YOUR TASK:
Retype all of the data. Every line must match exactly.

PROVIDED MATERIAL:
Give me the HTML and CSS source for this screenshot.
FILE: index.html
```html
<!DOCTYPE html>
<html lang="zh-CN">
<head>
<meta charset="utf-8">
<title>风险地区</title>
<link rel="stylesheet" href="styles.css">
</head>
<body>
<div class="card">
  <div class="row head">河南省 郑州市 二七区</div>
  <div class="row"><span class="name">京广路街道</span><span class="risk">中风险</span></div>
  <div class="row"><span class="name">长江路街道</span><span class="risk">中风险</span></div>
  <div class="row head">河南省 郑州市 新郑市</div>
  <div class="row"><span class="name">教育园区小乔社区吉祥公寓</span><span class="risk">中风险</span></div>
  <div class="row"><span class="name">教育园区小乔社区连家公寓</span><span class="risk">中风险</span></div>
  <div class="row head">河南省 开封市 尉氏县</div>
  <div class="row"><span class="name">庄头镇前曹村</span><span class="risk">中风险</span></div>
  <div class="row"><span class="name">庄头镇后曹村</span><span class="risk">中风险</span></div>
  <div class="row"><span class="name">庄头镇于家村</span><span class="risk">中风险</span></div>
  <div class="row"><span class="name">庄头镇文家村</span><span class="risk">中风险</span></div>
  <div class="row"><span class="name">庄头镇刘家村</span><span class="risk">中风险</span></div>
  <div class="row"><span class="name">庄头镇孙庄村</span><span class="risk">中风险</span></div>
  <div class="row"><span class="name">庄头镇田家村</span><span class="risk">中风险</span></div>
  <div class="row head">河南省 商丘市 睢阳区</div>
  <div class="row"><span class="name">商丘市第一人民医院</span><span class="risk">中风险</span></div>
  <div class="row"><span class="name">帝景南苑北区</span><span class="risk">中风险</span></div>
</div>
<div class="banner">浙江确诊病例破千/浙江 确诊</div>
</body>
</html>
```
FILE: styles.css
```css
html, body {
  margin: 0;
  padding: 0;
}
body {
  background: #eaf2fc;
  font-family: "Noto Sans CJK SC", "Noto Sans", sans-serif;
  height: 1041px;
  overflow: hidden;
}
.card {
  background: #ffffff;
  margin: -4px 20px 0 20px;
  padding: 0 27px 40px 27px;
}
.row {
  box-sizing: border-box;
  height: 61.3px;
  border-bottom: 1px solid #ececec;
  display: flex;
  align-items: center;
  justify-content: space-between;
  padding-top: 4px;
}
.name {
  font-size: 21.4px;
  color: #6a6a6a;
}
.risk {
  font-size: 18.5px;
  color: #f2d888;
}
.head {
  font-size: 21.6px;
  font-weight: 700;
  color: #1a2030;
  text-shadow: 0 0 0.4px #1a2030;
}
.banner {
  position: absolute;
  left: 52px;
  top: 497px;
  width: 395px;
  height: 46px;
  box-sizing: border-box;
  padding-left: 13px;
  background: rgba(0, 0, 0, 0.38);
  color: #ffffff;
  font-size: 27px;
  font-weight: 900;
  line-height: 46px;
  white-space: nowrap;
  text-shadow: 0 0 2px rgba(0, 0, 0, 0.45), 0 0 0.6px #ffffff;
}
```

EXERCISE SOLUTION:
Give me the HTML and CSS source for this screenshot.
FILE: index.html
```html
<!DOCTYPE html>
<html lang="zh-CN">
<head>
<meta charset="utf-8">
<title>风险地区</title>
<link rel="stylesheet" href="styles.css">
</head>
<body>
<div class="card">
  <div class="row head">河南省 郑州市 二七区</div>
  <div class="row"><span class="name">京广路街道</span><span class="risk">中风险</span></div>
  <div class="row"><span class="name">长江路街道</span><span class="risk">中风险</span></div>
  <div class="row head">河南省 郑州市 新郑市</div>
  <div class="row"><span class="name">教育园区小乔社区吉祥公寓</span><span class="risk">中风险</span></div>
  <div class="row"><span class="name">教育园区小乔社区连家公寓</span><span class="risk">中风险</span></div>
  <div class="row head">河南省 开封市 尉氏县</div>
  <div class="row"><span class="name">庄头镇前曹村</span><span class="risk">中风险</span></div>
  <div class="row"><span class="name">庄头镇后曹村</span><span class="risk">中风险</span></div>
  <div class="row"><span class="name">庄头镇于家村</span><span class="risk">中风险</span></div>
  <div class="row"><span class="name">庄头镇文家村</span><span class="risk">中风险</span></div>
  <div class="row"><span class="name">庄头镇刘家村</span><span class="risk">中风险</span></div>
  <div class="row"><span class="name">庄头镇孙庄村</span><span class="risk">中风险</span></div>
  <div class="row"><span class="name">庄头镇田家村</span><span class="risk">中风险</span></div>
  <div class="row head">河南省 商丘市 睢阳区</div>
  <div class="row"><span class="name">商丘市第一人民医院</span><span class="risk">中风险</span></div>
  <div class="row"><span class="name">帝景南苑北区</span><span class="risk">中风险</span></div>
</div>
<div class="banner">浙江确诊病例破千/浙江 确诊</div>
</body>
</html>
```
FILE: styles.css
```css
html, body {
  margin: 0;
  padding: 0;
}
body {
  background: #eaf2fc;
  font-family: "Noto Sans CJK SC", "Noto Sans", sans-serif;
  height: 1041px;
  overflow: hidden;
}
.card {
  background: #ffffff;
  margin: -4px 20px 0 20px;
  padding: 0 27px 40px 27px;
}
.row {
  box-sizing: border-box;
  height: 61.3px;
  border-bottom: 1px solid #ececec;
  display: flex;
  align-items: center;
  justify-content: space-between;
  padding-top: 4px;
}
.name {
  font-size: 21.4px;
  color: #6a6a6a;
}
.risk {
  font-size: 18.5px;
  color: #f2d888;
}
.head {
  font-size: 21.6px;
  font-weight: 700;
  color: #1a2030;
  text-shadow: 0 0 0.4px #1a2030;
}
.banner {
  position: absolute;
  left: 52px;
  top: 497px;
  width: 395px;
  height: 46px;
  box-sizing: border-box;
  padding-left: 13px;
  background: rgba(0, 0, 0, 0.38);
  color: #ffffff;
  font-size: 27px;
  font-weight: 900;
  line-height: 46px;
  white-space: nowrap;
  text-shadow: 0 0 2px rgba(0, 0, 0, 0.45), 0 0 0.6px #ffffff;
}
```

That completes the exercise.